For years, there has been confusion over to what extent school  administrators can censor students’ social media posts, and school districts are hoping for some clarity on the issue now that Levy’s case reached the Supreme Court, with arguments being heard on April 28. A ruling is expected near the end of the Court’s term in late June or early July.

According to the BBC and Levy’s attorney’s, “Pupils’ speech is protected by a landmark Supreme Court case from 1969, Tinker vs. Des Moines Independent Community School District.” The case centered around high school students who were suspended from school for refusing to remove the black armbands they were wearing in protest of the Vietnam War. In that case, the Supreme Court ruled in favor of the students.

Interestingly enough, it is the school district that has appealed the Levy case to the Supreme Court. The argument on behalf of the educators is that if the court rules in favor of Levy and new protections are enacted, it will become more difficult for schools to curtail online bullying and expressed prejudice. 

On the matter of if Levy’s suspension from the cheerleading program was warranted, Olympic Heights art teacher Ms. Jane Tobal commented, “It depends.
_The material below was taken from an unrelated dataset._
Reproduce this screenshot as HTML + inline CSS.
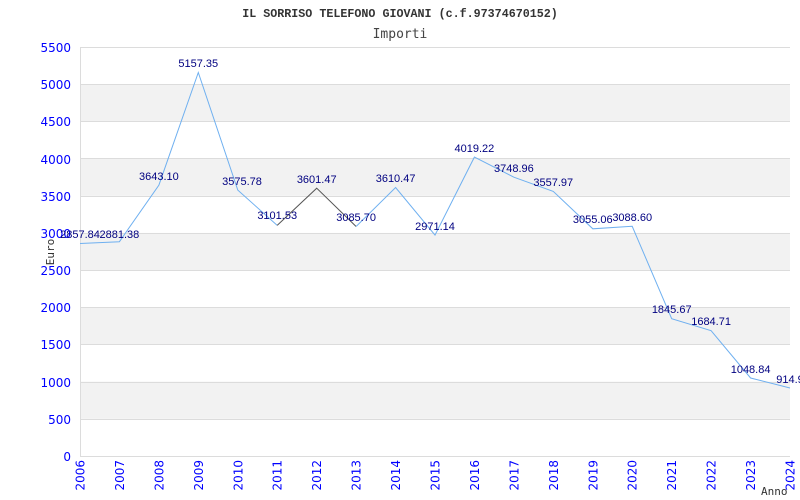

If the behavior is detrimental to the other students in any way, or to the reason for being there, then perhaps. I would say, maybe not punish the student, but remove them from the sport since they obviously don’t want to be there.” 

And therein lies the problem. That is exactly what the school did in Levy’s case. Levy was not suspended from school, just from the extracurricular activity of cheerleading. While students have a constitutional right to an education, they do not have any such right to be a part of any of a school’s extracurricular activities. Like any sport or talent-related activity, students must audition or try out, and if they are chosen for that activity, there are rules that must be followed.

So, there is the possibility that school districts won’t get the clarity they are hoping for if the Supreme Court’s ruling on the Levy case focuses on the difference between being suspended from school and being suspended from an extracurricular activity.

And there are other complexities the Court must take into consideration. There is also the question of if Levy’s words were truly a disruption to the school environment. If they are found to not be disruptive, that alone should lead the Court to rule in Levy’s favor, again not giving school districts the clear cut ruling they are looking for.